One was about hate crimes and right from the beginning used very loaded imagery - an image of a burning cross as the background, and three actors chasing the fourth and the fourth miming being hung. The person being "lynched" then has a monologue that, by offering a super-abbreviated reason that various groups hate various other groups, is I think supposed to show the absurdity of racial hatred, making statements that are accurate depictions of how a given group thinks but that are so ridiculous they're funny in a way. That....didn't work for me. I think that most ethno-racial "othering" is a matter of competing for limited resources (whether that be concrete like land or intangible societal respect) - settlers say the indigenous people are savages to justify taking their land, "white" people (even those who don't benefit economically from it) perpetuate the subjugation and enslavement of "black" people because hey, we may be dirt poor but at least we aren't them, etc. Over time, however, that original reason is no longer important because the violence perpetrated by the other side is more than enough to fuel ongoing fear and hate. As I interpreted it, this scene failed to account for either of those factors. (Actually, though it certainly dealt extensively with class, the show as a whole left me feeling like they should have done more debunking of the "limited resources" idea because it ties in so much to their message about the importance of supporting our fellow countrymen.) With the imagery making me viscerally tense up but the attempt to deconstruct racism not working for me, I wound up frustrated by the scene.

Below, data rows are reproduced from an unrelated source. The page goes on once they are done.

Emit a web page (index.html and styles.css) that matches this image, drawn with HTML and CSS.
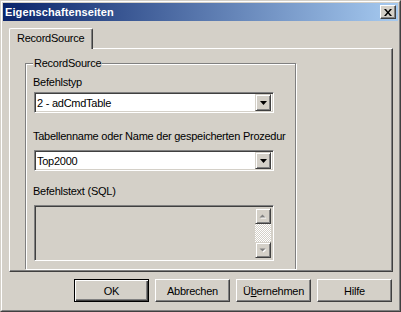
FILE: index.html
```html
<!DOCTYPE html>
<html lang="de">
<head>
    <meta charset="UTF-8">
    <title>Eigenschaftenseiten</title>
    <link rel="stylesheet" href="styles.css">
</head>
<body>
    <div class="window">
        <div class="frame">
            <div class="titlebar">
                <span class="title">Eigenschaftenseiten</span>
                <span class="close-btn">
                    <svg width="8" height="7" viewBox="0 0 8 7"><path d="M0 0h2l2 2.5L6 0h2L5 3.5 8 7H6L4 4.5 2 7H0l3-3.5z" fill="#000"/></svg>
                </span>
            </div>
            <div class="dialog-body">
                <div class="tabs">
                    <div class="tab active">RecordSource</div>
                </div>
                <div class="tab-panel">
                    <fieldset class="group">
                        <legend>RecordSource</legend>
                        <label class="field-label label-type">Befehlstyp</label>
                        <div class="combo combo-type">
                            <span class="combo-text">2 - adCmdTable</span>
                            <span class="combo-btn">
                                <svg width="7" height="4" viewBox="0 0 7 4"><path d="M0 0h7L3.5 4z" fill="#000"/></svg>
                            </span>
                        </div>
                        <label class="field-label label-table">Tabellenname oder Name der gespeicherten Prozedur</label>
                        <div class="combo combo-table">
                            <span class="combo-text">Top2000</span>
                            <span class="combo-btn">
                                <svg width="7" height="4" viewBox="0 0 7 4"><path d="M0 0h7L3.5 4z" fill="#000"/></svg>
                            </span>
                        </div>
                        <label class="field-label label-sql">Befehlstext (SQL)</label>
                        <div class="memo">
                            <div class="scrollbar">
                                <span class="scroll-btn">
                                    <svg width="8" height="5" viewBox="0 0 8 5"><path d="M1.5 4.5h6L4.5 1.5z" fill="#fff"/><path d="M0.5 3.5h6L3.5 0.5z" fill="#808080"/></svg>
                                </span>
                                <span class="scroll-track"></span>
                                <span class="scroll-btn">
                                    <svg width="8" height="5" viewBox="0 0 8 5"><path d="M1.5 1.5h6L4.5 4.5z" fill="#fff"/><path d="M0.5 0.5h6L3.5 3.5z" fill="#808080"/></svg>
                                </span>
                            </div>
                        </div>
                    </fieldset>
                </div>
                <div class="buttons">
                    <button class="btn default">OK</button>
                    <button class="btn">Abbrechen</button>
                    <button class="btn">Ü<span class="accel">b</span>ernehmen</button>
                    <button class="btn">Hilfe</button>
                </div>
            </div>
        </div>
    </div>
</body>
</html>
```

FILE: styles.css
```css
/* Classic Windows property dialog */
body {
    margin: 0;
    font-family: "Liberation Sans", Arial, sans-serif;
    font-size: 11px;
    letter-spacing: -0.25px;
    color: #000;
    background-color: #d4d0c8;
}

.window {
    width: 401px;
    height: 312px;
    box-sizing: border-box;
    border: 1px solid;
    border-color: #d4d0c8 #404040 #404040 #d4d0c8;
}

.frame {
    height: 100%;
    box-sizing: border-box;
    border: 1px solid;
    border-color: #fff #808080 #808080 #fff;
    padding: 1px;
    display: flex;
    flex-direction: column;
}

.titlebar {
    height: 18px;
    display: flex;
    align-items: center;
    justify-content: space-between;
    padding: 0 2px 0 2px;
    background: linear-gradient(to right, #0a246a, #a6caf0);
}

.title {
    color: #fff;
    font-weight: bold;
    font-size: 11px;
    letter-spacing: 0.1px;
}

.close-btn {
    width: 16px;
    height: 14px;
    box-sizing: border-box;
    display: flex;
    align-items: center;
    justify-content: center;
    background-color: #d4d0c8;
    border: 1px solid;
    border-color: #fff #404040 #404040 #fff;
    box-shadow: inset -1px -1px #808080;
}

.dialog-body {
    flex: 1;
    padding: 7px 5px 0 6px;
    display: flex;
    flex-direction: column;
}

.tabs {
    display: flex;
    height: 20px;
}

.tab {
    width: 84px;
    height: 21px;
    box-sizing: border-box;
    padding: 3px 0 0 7px;
    border: 1px solid;
    border-color: #fff #404040 transparent #fff;
    border-bottom: 0;
    border-radius: 2px 2px 0 0;
    box-shadow: inset -1px 0 #808080;
    background-color: #d4d0c8;
    position: relative;
    z-index: 1;
}

.tab-panel {
    height: 224px;
    box-sizing: border-box;
    border: 1px solid;
    border-color: #fff #404040 #404040 #fff;
    box-shadow: inset -1px -1px #808080;
    padding: 8px 0 2px 15px;
    display: flex;
    flex-direction: column;
}

.group {
    flex: 1;
    width: 271px;
    box-sizing: border-box;
    margin: 0;
    min-width: 0;
    padding: 0 0 0 7px;
    border: 1px solid #808080;
    border-bottom: 0;
    box-shadow: inset 1px 1px #fff, 1px 1px #fff;
}

.group legend {
    padding: 0 1px;
    line-height: 13px;
    background-color: #d4d0c8;
}

.field-label {
    display: block;
    line-height: 13px;
    height: 13px;
    white-space: nowrap;
}

.label-type {
    margin-top: 6px;
}

.label-table {
    margin-top: 17px;
}

.label-sql {
    margin-top: 14px;
}

.combo,
.memo {
    width: 240px;
    box-sizing: border-box;
    margin-left: 1px;
    border: 1px solid;
    border-color: #808080 #fff #fff #808080;
    box-shadow: inset 1px 1px #404040, inset -1px -1px #d4d0c8;
    padding: 2px;
}

.combo {
    height: 21px;
    display: flex;
    align-items: center;
    background-color: #fff;
}

.combo-type {
    margin-top: 3px;
}

.combo-table {
    margin-top: 7px;
}

.combo-text {
    flex: 1;
}

.combo-btn,
.scroll-btn {
    width: 16px;
    height: 17px;
    box-sizing: border-box;
    display: flex;
    align-items: center;
    justify-content: center;
    background-color: #d4d0c8;
    border: 1px solid;
    border-color: #d4d0c8 #404040 #404040 #d4d0c8;
    box-shadow: inset 1px 1px #fff, inset -1px -1px #808080;
}

.memo {
    height: 56px;
    margin-top: 7px;
    background-color: #d4d0c8;
    display: flex;
    justify-content: flex-end;
}

.scrollbar {
    width: 16px;
    display: flex;
    flex-direction: column;
}

.scroll-btn {
    height: 16px;
}

.scroll-track {
    flex: 1;
    background-image: repeating-conic-gradient(#fff 0 25%, #d4d0c8 0 50%);
    background-size: 2px 2px;
}

.buttons {
    margin-top: 7px;
    display: flex;
    justify-content: flex-end;
    gap: 6px;
    padding-right: 1px;
}

.btn {
    width: 75px;
    height: 23px;
    padding: 0;
    font-family: inherit;
    font-size: 11px;
    letter-spacing: -0.25px;
    color: #000;
    background-color: #d4d0c8;
    border: 1px solid;
    border-color: #fff #404040 #404040 #fff;
    box-shadow: inset -1px -1px #808080;
}

.btn.default {
    border-color: #000;
    box-shadow: inset 1px 1px #fff, inset -1px -1px #404040, inset -2px -2px #808080;
}

.accel {
    text-decoration: underline;
}
```
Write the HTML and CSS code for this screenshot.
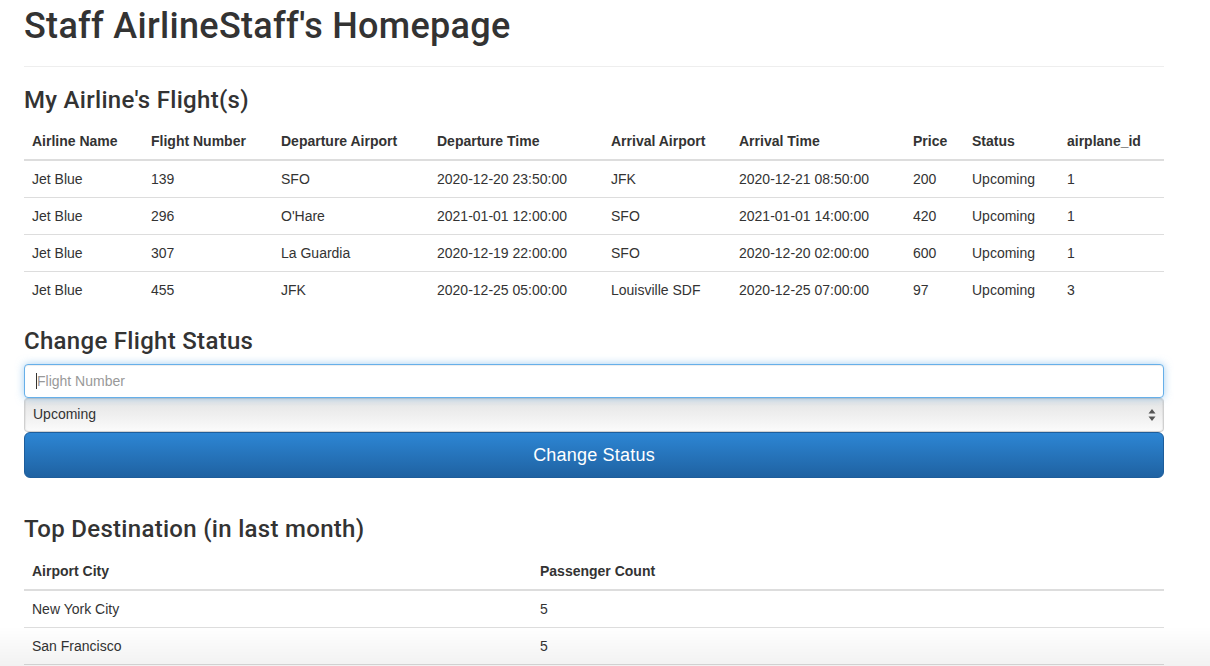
FILE: index.html
```html
<!DOCTYPE html>
<html lang="en">
<head>
<meta charset="utf-8">
<title>Staff AirlineStaff's Homepage</title>
<link rel="stylesheet" href="styles.css">
</head>
<body>
<div class="container">
  <div class="page-header">
    <h1>Staff AirlineStaff's Homepage</h1>
  </div>

  <h3>My Airline's Flight(s)</h3>
  <table class="table flights">
    <thead>
      <tr>
        <th class="c-airline">Airline Name</th>
        <th class="c-num">Flight Number</th>
        <th class="c-dep">Departure Airport</th>
        <th class="c-dtime">Departure Time</th>
        <th class="c-arr">Arrival Airport</th>
        <th class="c-atime">Arrival Time</th>
        <th class="c-price">Price</th>
        <th class="c-status">Status</th>
        <th class="c-plane">airplane_id</th>
      </tr>
    </thead>
    <tbody>
      <tr><td>Jet Blue</td><td>139</td><td>SFO</td><td>2020-12-20 23:50:00</td><td>JFK</td><td>2020-12-21 08:50:00</td><td>200</td><td>Upcoming</td><td>1</td></tr>
      <tr><td>Jet Blue</td><td>296</td><td>O'Hare</td><td>2021-01-01 12:00:00</td><td>SFO</td><td>2021-01-01 14:00:00</td><td>420</td><td>Upcoming</td><td>1</td></tr>
      <tr><td>Jet Blue</td><td>307</td><td>La Guardia</td><td>2020-12-19 22:00:00</td><td>SFO</td><td>2020-12-20 02:00:00</td><td>600</td><td>Upcoming</td><td>1</td></tr>
      <tr><td>Jet Blue</td><td>455</td><td>JFK</td><td>2020-12-25 05:00:00</td><td>Louisville SDF</td><td>2020-12-25 07:00:00</td><td>97</td><td>Upcoming</td><td>3</td></tr>
    </tbody>
  </table>

  <h3>Change Flight Status</h3>
  <form class="status-form">
    <div class="input-wrap">
      <input class="form-control focused" type="text" placeholder="Flight Number">
    </div>
    <div class="select-box">
      <span>Upcoming</span>
      <svg class="updown" width="8" height="14" viewBox="0 0 8 14"><path d="M4 1 L7.5 5.5 L0.5 5.5 Z M0.5 8.5 L7.5 8.5 L4 13 Z" fill="#555"/></svg>
    </div>
    <button type="button" class="btn-primary">Change Status</button>
  </form>

  <h3>Top Destination (in last month)</h3>
  <table class="table dest">
    <thead>
      <tr><th class="c-city">Airport City</th><th class="c-count">Passenger Count</th></tr>
    </thead>
    <tbody>
      <tr><td>New York City</td><td>5</td></tr>
      <tr><td>San Francisco</td><td>5</td></tr>
    </tbody>
  </table>
</div>
<div class="bottom-fade"></div>
</body>
</html>
```

FILE: styles.css
```css
html, body {
  margin: 0;
  padding: 0;
  background: #fff;
}
body {
  font-family: "Liberation Sans", Arial, Helvetica, sans-serif;
  font-size: 14px;
  line-height: 1.42857;
  color: #333;
}
.container {
  width: 1140px;
  margin-left: 24px;
}
.page-header {
  padding-bottom: 9px;
  margin: 0 0 20px;
  border-bottom: 1px solid #eee;
}
h1, h3 {
  font-family: Roboto, "Liberation Sans", Arial, sans-serif;
  font-weight: 500;
  line-height: 1.1;
}
h1 {
  font-size: 36px;
  margin: 7px 0 10px;
  letter-spacing: 0.3px;
}
h3 {
  font-size: 24px;
  margin: 20px 0 10px;
  letter-spacing: 0.3px;
}
.table {
  width: 100%;
  border-collapse: collapse;
  border-spacing: 0;
  table-layout: fixed;
  margin-bottom: 20px;
}
.table th,
.table td {
  box-sizing: border-box;
  padding: 8px;
  text-align: left;
  line-height: 20px;
  white-space: nowrap;
}
.table th {
  font-weight: bold;
  vertical-align: bottom;
  border-bottom: 2px solid #ddd;
}
.table td {
  vertical-align: top;
  border-top: 1px solid #ddd;
}
.table tbody tr:first-child td {
  border-top: 0;
}
.c-airline { width: 119px; }
.c-num { width: 130px; }
.c-dep { width: 156px; }
.c-dtime { width: 174px; }
.c-arr { width: 128px; }
.c-atime { width: 174px; }
.c-price { width: 59px; }
.c-status { width: 95px; }
.c-plane { width: 105px; }
.c-city { width: 508px; }
.c-count { width: 632px; }
.dest tbody tr:last-child td {
  border-bottom: 1px solid #ddd;
}

.status-form {
  display: flex;
  flex-direction: column;
  margin: 0 0 38px;
}
.input-wrap {
  position: relative;
}
.input-wrap::before {
  content: "";
  position: absolute;
  left: 12px;
  top: 9px;
  width: 1px;
  height: 16px;
  background: #333;
}
.form-control {
  display: block;
  box-sizing: border-box;
  width: 100%;
  height: 34px;
  padding: 6px 12px;
  font-family: inherit;
  font-size: 14px;
  line-height: 20px;
  color: #555;
  background: #fff;
  border: 1px solid #ccc;
  border-radius: 4px;
  outline: none;
}
.form-control::placeholder {
  color: #999;
}
.form-control.focused {
  border-color: #66afe9;
  box-shadow: inset 0 1px 1px rgba(0,0,0,.075), 0 0 8px rgba(102,175,233,.6);
}
.select-box {
  box-sizing: border-box;
  height: 34px;
  display: flex;
  align-items: center;
  justify-content: space-between;
  padding: 0 7px 0 8px;
  color: #333;
  background: linear-gradient(to bottom, #e4e4e4 0%, #efefef 50%, #fbfbfb 100%);
  border: 1px solid #d0d0d0;
  border-top-color: #c8c8c8;
  border-radius: 4px;
  box-shadow: inset 1px 0 1px rgba(0,0,0,.06), inset -1px 0 1px rgba(0,0,0,.06);
}
.updown {
  display: block;
}
.btn-primary {
  display: block;
  width: 100%;
  height: 46px;
  padding: 10px 16px;
  font-family: inherit;
  font-size: 18px;
  line-height: 24px;
  color: #fff;
  background: linear-gradient(to bottom, #2d86d4 0%, #1f62a2 100%);
  border: 1px solid #1d5d9b;
  border-radius: 6px;
  text-align: center;
  letter-spacing: 0.2px;
}
.bottom-fade {
  position: fixed;
  left: 0;
  right: 0;
  bottom: 0;
  height: 40px;
  background: linear-gradient(to bottom, rgba(0,0,0,0) 0%, rgba(0,0,0,.05) 100%);
  pointer-events: none;
}
```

The other scene that seems to have done a lot more for other people than for me was about religion being used to justify violence. Except that half the examples weren't theologically-motivated. Now, I admit, I'm touchy about comparisons between flat-out, deliberate genocide and, and racism-motivated production of shitty, but not, for the most part death-inducing, conditions* and the conflation of the two didn't leave me well-disposed towards their point. To be blunt, it made me feel like they were co-opting other people's pain without acknowledging what makes it unique, which I find disrespectful. Between the two issues, this scene really didn't work for me.

That being said, trying to articulate why these scenes bothered me was certainly thought-provoking, though almost more in making me aware of how much my time around Israelis has shifted my perceptions than in the way the show was intended. One of the scene that got to me most was probably the one featuring an elderly Hurricane Katrina victim struggling with crappy (non-)response to PTSD. I also really liked a scene about a father dying while saving people from the floodwaters that (facilitated by one of those musical riffs mentioned above) had a brilliantly-done message about the importance of taking action rather than leaving things entirely "in G-d's hands."

Just as my preferred and...less-preferred scenes say more about me than about the show, so does my struggle with the format of the show. I'm aware that "spiraling" (as opposed to linear) narratives are characteristic of oral histories/storytelling and that it's a bit of a trend in theatre that embraces "minority" experiences to lean to a greater or lesser extent in that direction. Knowing that, however, didn't stop me from spending much of the show trying to fit the pieces/scenes together.

One way or another, I'm really glad I went to see this show. It was thought-provoking, had a good message, and was beautifully executed. And tickets for people under 30 are available for only $10 :) (they only list it on the site's fine print, but are super nice when you call to get the tickets).

* The friend with whom I went to the show asked me to clarify this bit. From what I sent to her: "My issue was with comparing what I see more as xenophobia marginally tempered by a token nod to human rights (internment camps) to the deliberate fostering of an ideology that justifies the creation of a class of okay-to-kill people in order to avert class riots (by poor whites in North America or by poor Christian Germans and Poles in Europe)."